Ahead of the all-important US jobs report in the afternoon, gold has started the new quarter fairly quietly today after ending the last one 16 per cent better off. It was the best quarter for gold in nearly 30 years, helped by a depreciating US dollar and increased volatility in the equity markets. But as equities rallied in March, the safe haven gold struggled to push further higher even as the dollar weakened. All the same, it didn’t really drop off a cliff. In fact, the consolidation near the highs is a bullish sign; all it needs now is a gentle push to trigger further momentum buying interest. This may well come from a significantly weaker US jobs report today, which, if seen, would undoubtedly weigh on the US dollar and may trigger the “risk off” switch among the equity market investors. In contrast, a significantly stronger jobs report would put a June rate hike firmly back on the table. Although this outcome would probably not be good news for the stock markets, it would almost certainly lead to a sharp rally in the dollar and thus exert pressure on some buck-denominated assets like gold and silver in the short term. The best outcome for stocks therefore is if the report shows solid readings but not strong enough to materially change the market’s views about the path of interest rates in the US. For gold, the best outcome would be if the both the dollar and stocks weakens further, regardless of the data. Stocks were already on Friday with Japan closing 3.5 per cent lower overnight and European stock indices being down between 1.3 and 2.0 per cent at the time of this writing.

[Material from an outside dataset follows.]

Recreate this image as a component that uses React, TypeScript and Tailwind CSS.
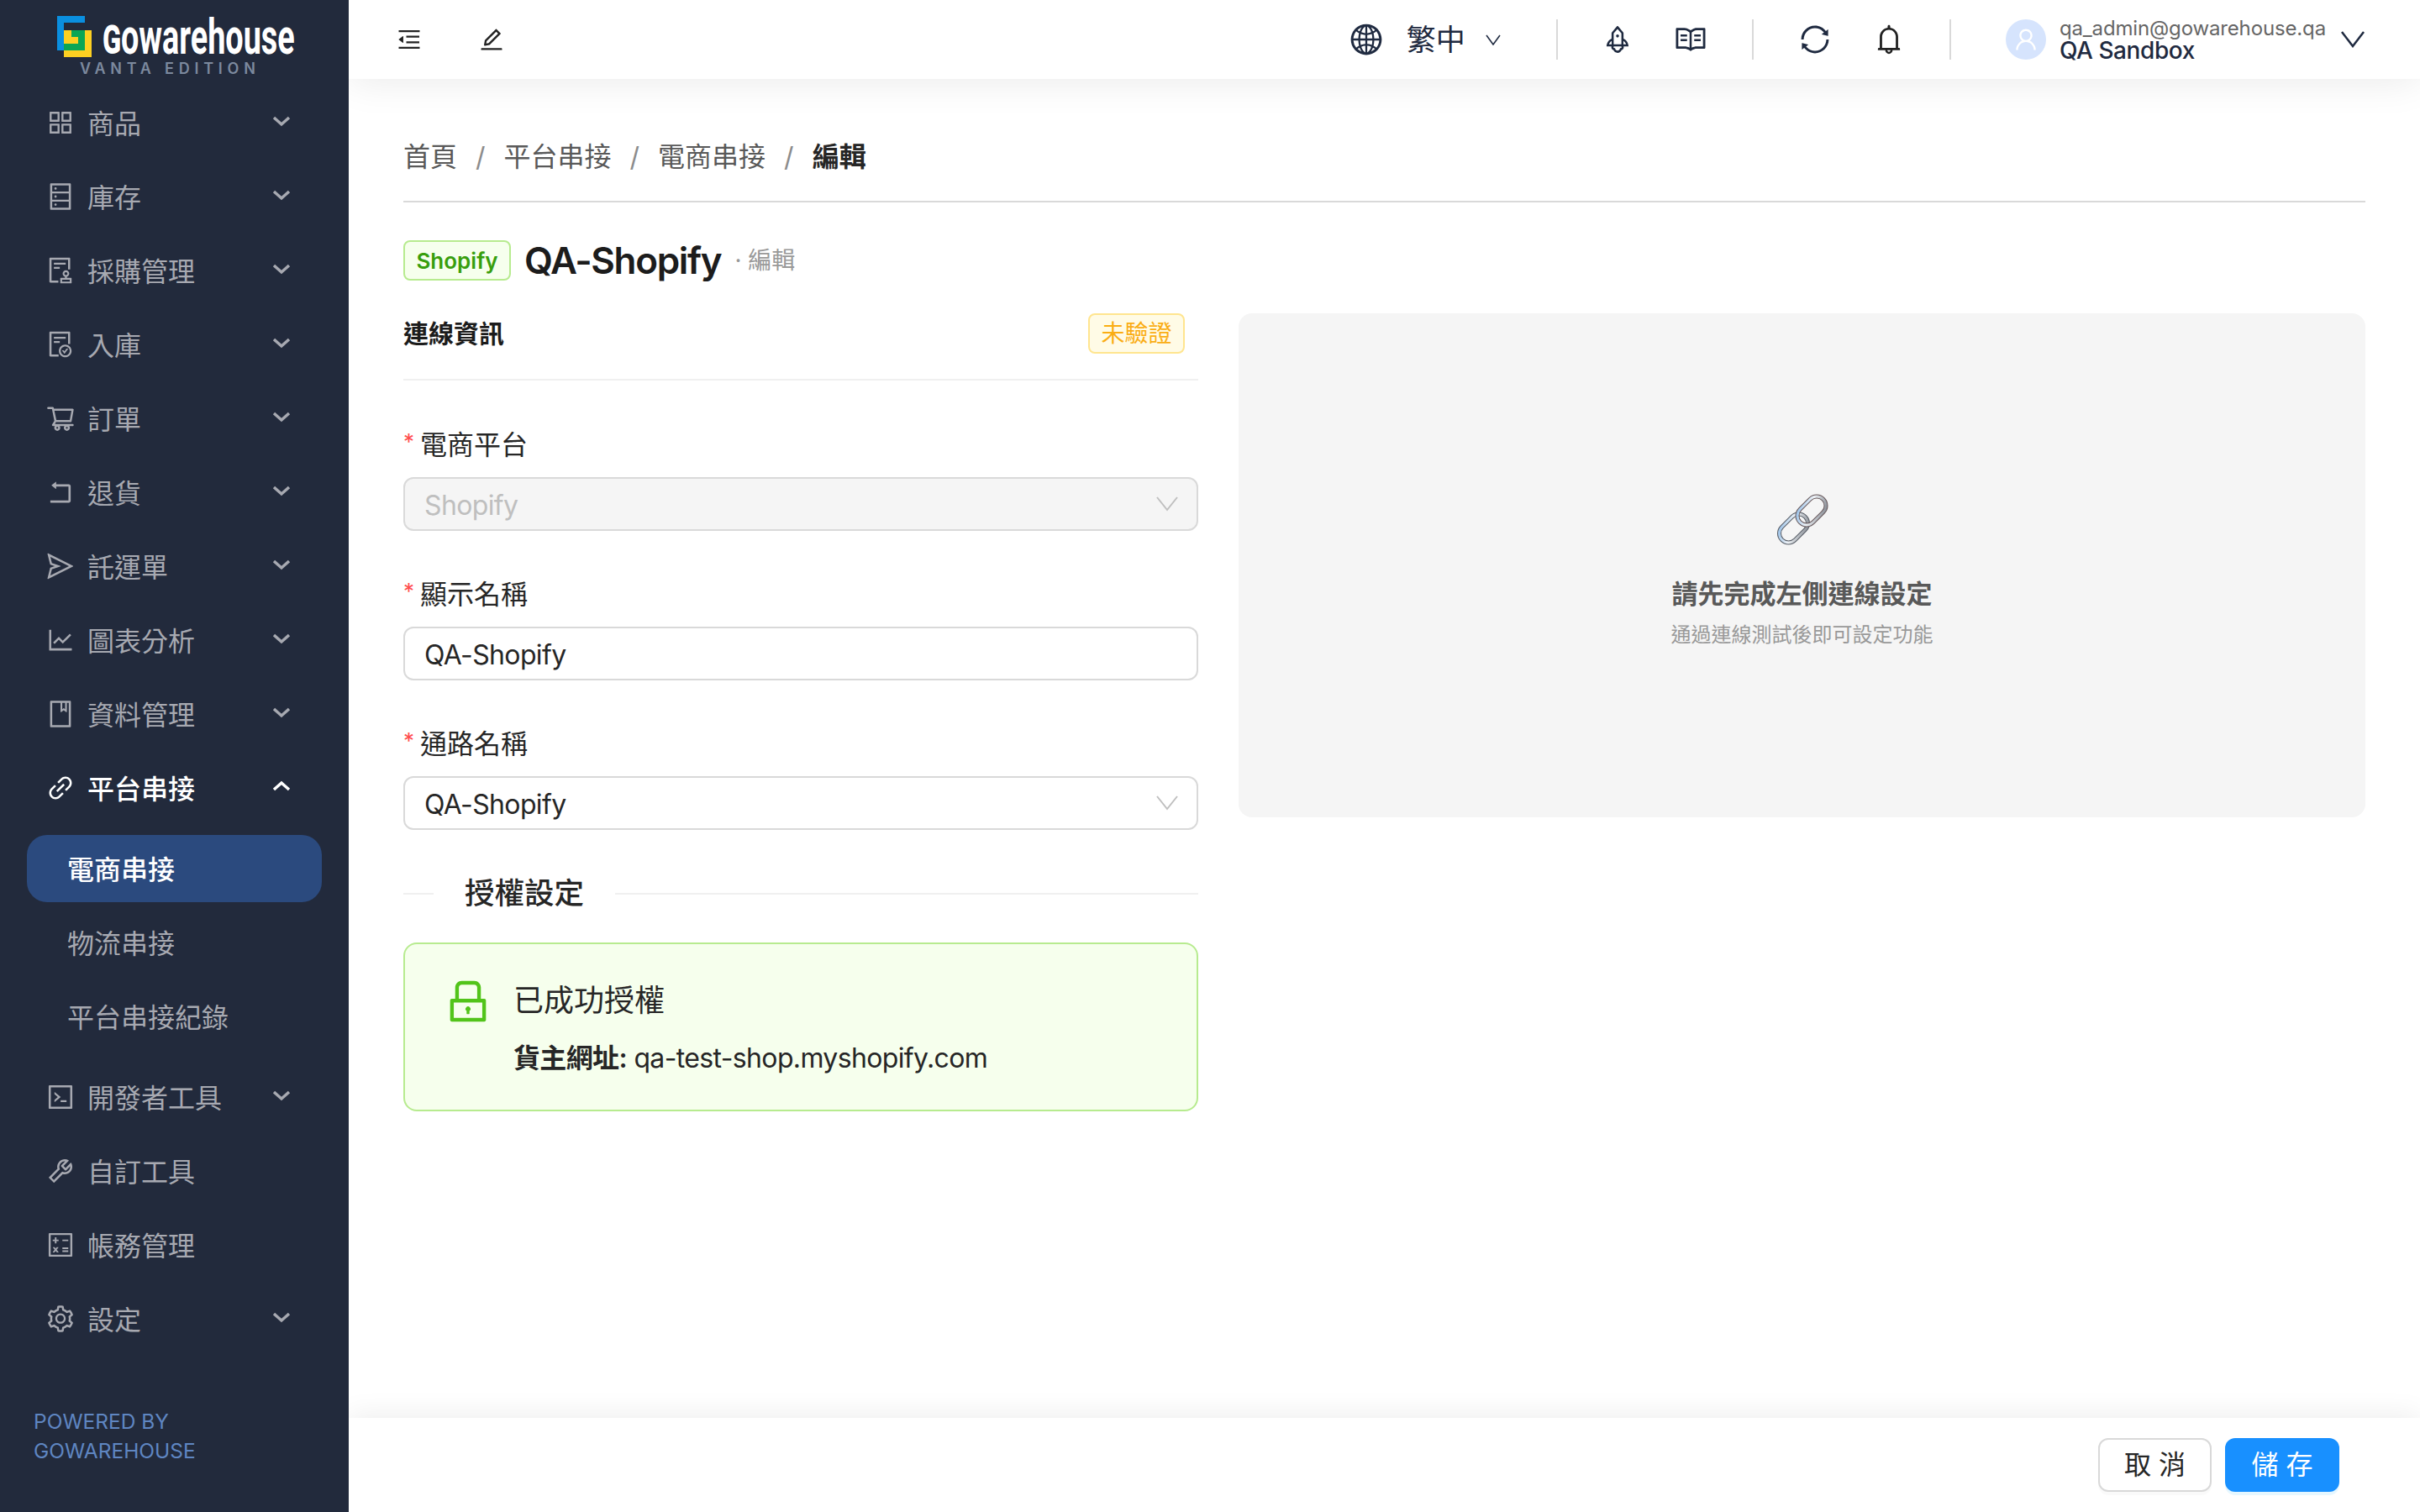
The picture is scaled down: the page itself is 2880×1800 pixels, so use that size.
import type { ReactNode } from "react";
import {
  AiOutlineAppstore, AiOutlineAudit, AiOutlineBell, AiOutlineBook, AiOutlineCalculator, AiOutlineCode,
  AiOutlineDatabase, AiOutlineEdit, AiOutlineFileDone, AiOutlineGlobal, AiOutlineLineChart,
  AiOutlineLink, AiOutlineLock, AiOutlineMenuFold, AiOutlineRead, AiOutlineRocket, AiOutlineRollback,
  AiOutlineSend, AiOutlineSetting, AiOutlineShoppingCart, AiOutlineSync, AiOutlineTool, AiOutlineUser,
} from "react-icons/ai";

function Chevron({ up = false }: { up?: boolean }) {
  return (
    <svg width="22" height="14" viewBox="0 0 22 14" fill="none" stroke="currentColor" strokeWidth="3.5" className="mb-1 mr-[69px] ml-auto shrink-0">
      <polyline points={up ? "2,11 11,3 20,11" : "2,3 11,11 20,3"} />
    </svg>
  );
}

function MenuRow({ icon, label, arrow = true, open = false }: { icon: ReactNode; label: string; arrow?: boolean; open?: boolean }) {
  return (
    <div className={`flex h-20 mb-2 items-center gap-[14px] pl-[54px] text-[32px] ${open ? "text-white font-medium" : "text-[#a7a9b1]"}`}>
      <span className="text-[36px] shrink-0">{icon}</span>
      <span className="pt-1">{label}</span>
      {arrow && <Chevron up={open} />}
    </div>
  );
}

function SubRow({ label, active = false }: { label: string; active?: boolean }) {
  return (
    <div className={`flex h-20 mb-2 mx-8 items-center rounded-3xl pl-12 pt-1 text-[32px] ${active ? "bg-[#2b4a7e] text-white font-medium" : "text-[#a7a9b1]"}`}>
      {label}
    </div>
  );
}

function Sidebar() {
  return (
    <aside className="relative z-20 flex w-[415px] shrink-0 flex-col bg-[#222a3c]">
      {/* Logo */}
      <div className="h-[106px] pl-[68px] pt-[19px]">
        <div className="flex h-[49px] items-end gap-[13px]">
          <svg width="41" height="49" viewBox="0 0 41 49" className="shrink-0">
            <polygon points="0,0 33,0 33,8 8,8 8,41 0,41" fill="#0a8fe0" />
            <rect x="8" y="17" width="33" height="32" fill="#fdd022" />
            <polygon points="17,17 33,17 33,41 8,41 8,33 25,33 25,25 17,25" fill="#0aa655" />
          </svg>
          <span className="mb-[3px] inline-block w-[226px] origin-left scale-x-[0.63] whitespace-nowrap font-['Roboto',sans-serif] text-[60px] leading-[42px] font-bold text-white">
            <span className="[font-variant:small-caps]">g</span>owarehouse
          </span>
        </div>
        <div className="ml-[27px] mt-[3px] whitespace-nowrap text-[18px] leading-[22px] font-semibold tracking-[0.32em] text-[#7c899e]">VANTA EDITION</div>
      </div>

      <MenuRow icon={<AiOutlineAppstore />} label="商品" />
      <MenuRow icon={<AiOutlineDatabase />} label="庫存" />
      <MenuRow icon={<AiOutlineAudit />} label="採購管理" />
      <MenuRow icon={<AiOutlineFileDone />} label="入庫" />
      <MenuRow icon={<AiOutlineShoppingCart />} label="訂單" />
      <MenuRow icon={<AiOutlineRollback />} label="退貨" />
      <MenuRow icon={<AiOutlineSend />} label="託運單" />
      <MenuRow icon={<AiOutlineLineChart />} label="圖表分析" />
      <MenuRow icon={<AiOutlineBook />} label="資料管理" />
      <MenuRow icon={<AiOutlineLink />} label="平台串接" open />
      <div className="pt-2">
        <SubRow label="電商串接" active />
        <SubRow label="物流串接" />
        <SubRow label="平台串接紀錄" />
      </div>
      <div className="pt-2">
        <MenuRow icon={<AiOutlineCode />} label="開發者工具" />
        <MenuRow icon={<AiOutlineTool />} label="自訂工具" arrow={false} />
        <MenuRow icon={<AiOutlineCalculator />} label="帳務管理" arrow={false} />
        <MenuRow icon={<AiOutlineSetting />} label="設定" />
      </div>

      <div className="mt-auto pb-[55px] pl-10 text-[24.5px] leading-[35px] text-[#5f86c2]">
        POWERED BY
        <br />
        GOWAREHOUSE
      </div>
    </aside>
  );
}

function Divider() {
  return <div className="h-12 w-0.5 bg-[#d9d9d9]" />;
}

function Header() {
  return (
    <header className="relative z-10 flex h-[94px] shrink-0 items-center bg-white pl-14 shadow-[0_2px_48px_rgba(0,0,0,0.09)]">
      <AiOutlineMenuFold className="text-[32px] text-[#222]" />
      <AiOutlineEdit className="ml-[66px] text-[32px] text-[#222]" />
      <div className="ml-auto flex items-center text-[#1f2a40]">
        <AiOutlineGlobal className="text-[42px]" />
        <span className="ml-[27px] text-[35px] leading-none">繁中</span>
        <svg width="18" height="13" viewBox="0 0 18 13" fill="none" stroke="currentColor" strokeWidth="1.6" className="ml-6">
          <polyline points="1,1 9,12 17,1" />
        </svg>
        <div className="ml-[66px]"><Divider /></div>
        <AiOutlineRocket className="ml-[52px] text-[38px]" />
        <AiOutlineRead className="ml-12 text-[40px]" />
        <div className="ml-[53px]"><Divider /></div>
        <AiOutlineSync className="ml-[53px] text-[40px]" />
        <AiOutlineBell className="ml-12 text-[40px] text-[#222]" />
        <div className="ml-[52px]"><Divider /></div>
        <div className="ml-[65px] flex h-12 w-12 items-center justify-center rounded-full bg-[#d6e4fd] text-white">
          <AiOutlineUser className="text-[32px]" />
        </div>
        <div className="ml-4 flex h-12 flex-col justify-center">
          <div className="text-[24px] leading-[26px] tracking-[-0.006em] text-[#666]">qa_admin@gowarehouse.qa</div>
          <div className="text-[28px] leading-[26px] font-medium tracking-[-0.015em] text-[#1f2a40]">QA Sandbox</div>
        </div>
        <svg width="28" height="20" viewBox="0 0 28 20" fill="none" stroke="currentColor" strokeWidth="2.5" className="ml-[18px] mr-[66px]">
          <polyline points="1,1 14,18 27,1" />
        </svg>
      </div>
    </header>
  );
}

function Field({ label, value, select = false, disabled = false }: { label: string; value: string; select?: boolean; disabled?: boolean }) {
  return (
    <div className="mb-[50px]">
      <div className="mb-4 flex h-12 items-center pt-1 text-[32px] leading-[48px] text-[#262626]">
        <span className="mb-2 w-5 text-[26px] leading-none text-[#ff4d4f]">*</span>
        {label}
      </div>
      <div className={`flex h-16 items-center rounded-xl border-2 border-[#d9d9d9] pl-[23px] pr-[22px] text-[32px] tracking-[-0.02em] ${disabled ? "bg-[#f5f5f5] text-[#bfbfbf]" : "bg-white text-[#262626]"}`}>
        <span className="pt-1">{value}</span>
        {select && (
          <svg width="26" height="18" viewBox="0 0 26 18" fill="none" stroke="#bfbfbf" strokeWidth="2" className="ml-auto">
            <polyline points="1,1 13,16 25,1" />
          </svg>
        )}
      </div>
    </div>
  );
}

function ChainEmoji() {
  return (
    <svg width="64" height="64" viewBox="0 0 64 64" fill="none">
      <defs>
        <linearGradient id="steel" x1="0" y1="0" x2="1" y2="1">
          <stop offset="0" stopColor="#8fbbe6" />
          <stop offset="0.45" stopColor="#eef2f6" />
          <stop offset="1" stopColor="#7d828a" />
        </linearGradient>
      </defs>
      <g transform="rotate(-45 21.5 42)">
        <rect x="2" y="31" width="39" height="22" rx="11" stroke="#575d66" strokeWidth="5" />
        <rect x="2" y="31" width="39" height="22" rx="11" stroke="url(#steel)" strokeWidth="3" />
      </g>
      <g transform="rotate(-45 43 21)">
        <rect x="23.5" y="10" width="39" height="22" rx="11" stroke="#67585b" strokeWidth="5" />
        <rect x="23.5" y="10" width="39" height="22" rx="11" stroke="url(#steel)" strokeWidth="3" />
      </g>
    </svg>
  );
}

function Content() {
  return (
    <main className="flex-1 overflow-hidden bg-white px-[65px] pt-[67px]">
      {/* Breadcrumb */}
      <nav className="flex h-12 items-center pt-1 text-[32px] text-[#595959]">
        <span>首頁</span>
        <span className="mx-[22px] text-[#8c8c8c]">/</span>
        <span>平台串接</span>
        <span className="mx-[22px] text-[#8c8c8c]">/</span>
        <span>電商串接</span>
        <span className="mx-[22px] text-[#8c8c8c]">/</span>
        <span className="font-semibold text-[#262626]">編輯</span>
      </nav>
      <div className="mt-[30px] h-0.5 bg-[#d9d9d9]" />

      {/* Title */}
      <div className="mt-[45px] flex h-12 items-center">
        <span className="flex h-12 w-32 items-center justify-center rounded-lg border-2 border-[#b7eb8f] bg-[#f6ffed] text-[26px] font-semibold text-[#389e0d]">Shopify</span>
        <span className="ml-4 text-[44px] font-semibold tracking-[-0.03em] text-[#1c1c1c]">QA-Shopify</span>
        <span className="ml-4 text-[28px] text-[#999]">· 編輯</span>
      </div>

      <div className="mt-[39px] flex gap-12">
        {/* Left form */}
        <div className="w-[946px] shrink-0">
          <div className="flex items-start justify-between border-b-2 border-[#f0f0f0] pb-[30px] pr-4">
            <span className="text-[30px] leading-[48px] font-semibold text-[#1c1c1c]">連線資訊</span>
            <span className="flex h-12 w-[115px] items-center justify-center rounded-lg border-2 border-[#ffe58f] bg-[#fffbe6] text-[28px] text-[#faad14]">未驗證</span>
          </div>
          <div className="mt-[51px]">
            <Field label="電商平台" value="Shopify" select disabled />
            <Field label="顯示名稱" value="QA-Shopify" />
            <Field label="通路名稱" value="QA-Shopify" select />
          </div>

          <div className="mt-[52px] flex h-12 items-center">
            <div className="h-0.5 w-9 bg-[#f0f0f0]" />
            <span className="mx-[37px] text-[35.5px] font-medium text-[#262626]">授權設定</span>
            <div className="h-0.5 flex-1 bg-[#f0f0f0]" />
          </div>

          <div className="mt-[34px] flex h-[201px] rounded-2xl border-2 border-[#b7eb8f] bg-[#f6ffed] pl-[44px] pt-[37px]">
            <AiOutlineLock className="shrink-0 text-[62px] text-[#52c41a]" />
            <div className="ml-[23px] mt-[5px]">
              <div className="text-[36px] leading-[50px] text-[#262626]">已成功授權</div>
              <div className="mt-5 text-[32px] leading-[48px] tracking-[-0.02em] text-[#262626]">
                <span className="font-semibold">貨主網址:</span> qa-test-shop.myshopify.com
              </div>
            </div>
          </div>
        </div>

        {/* Right placeholder */}
        <div className="flex h-[600px] flex-1 flex-col items-center rounded-2xl bg-[#f5f5f5] pt-[214px]">
          <ChainEmoji />
          <div className="mt-[34px] text-[31px] leading-[44px] font-semibold text-[#595959]">請先完成左側連線設定</div>
          <div className="mt-[9px] text-[24px] leading-9 text-[#999]">通過連線測試後即可設定功能</div>
        </div>
      </div>
    </main>
  );
}

function Footer() {
  return (
    <footer className="relative z-10 flex h-[112px] shrink-0 items-start justify-end gap-4 bg-white pr-24 pt-6 shadow-[0_-2px_32px_rgba(0,0,0,0.08)]">
      <button className="h-16 w-[135px] rounded-xl border-2 border-[#d9d9d9] bg-white text-[32px] text-[#262626] shadow-[0_4px_0_rgba(0,0,0,0.02)]">取 消</button>
      <button className="h-16 w-[136px] rounded-xl bg-[#1890ff] text-[32px] text-white shadow-[0_4px_0_#e6f7ff]">儲 存</button>
    </footer>
  );
}

export default function App() {
  return (
    <div className="flex h-[1800px] w-[2880px] overflow-hidden font-['Inter','Noto_Sans_CJK_TC',sans-serif]">
      <Sidebar />
      <div className="flex min-w-0 flex-1 flex-col">
        <Header />
        <Content />
        <Footer />
      </div>
    </div>
  );
}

As mentioned, gold’s consolidation near the recent range highs may be a bullish sign. After all, this has allowed the momentum indicators such as the RSI to unwind from “overbought” levels without significant depreciation of the underlying gold price. The precious metal may now be gearing up for another rally, but at the moment it is stuck inside what appears to be a bull flag continuation pattern. The RSI is correspondingly held down by a falling trend line. If gold breaks through the resistance trend of the flag, it will still need to form a new high above short-term resistance around $1243 to potentially trigger some breakout buy orders. Further short-term resistance is seen around $1263, followed by the March high at $1283ish. A decisive break above the latter would obviously be a very bullish outcome.
However, while gold remains contained with the channel, there is a danger it may fallen even more in the short-term before potentially staging another rally. Traders should watch the rising 50-day moving average, at around $1210, closely for gold could find support there, especially since the previous low was also formed around this level, specifically at just below $1209. But if the potential sell-off does not stall here, then there is little further support seen until the psychologically-important $1200 mark, followed by the previous resistance-tuned-support around the $1190-$1193 area, where we also have the 38.2% Fibonacci retracement level converging. A break below $1190 would expose the 200-day moving average and 61.8% retracement for a test, at $1137/8 area.
So, to recap then, gold is still looking bullish although there is a risk it could pullback further in the short term, especially if today’s US jobs data causes the dollar and equities to rally. Traders may therefore wish to wait for gold to make its move post the jobs report before taking a view on it.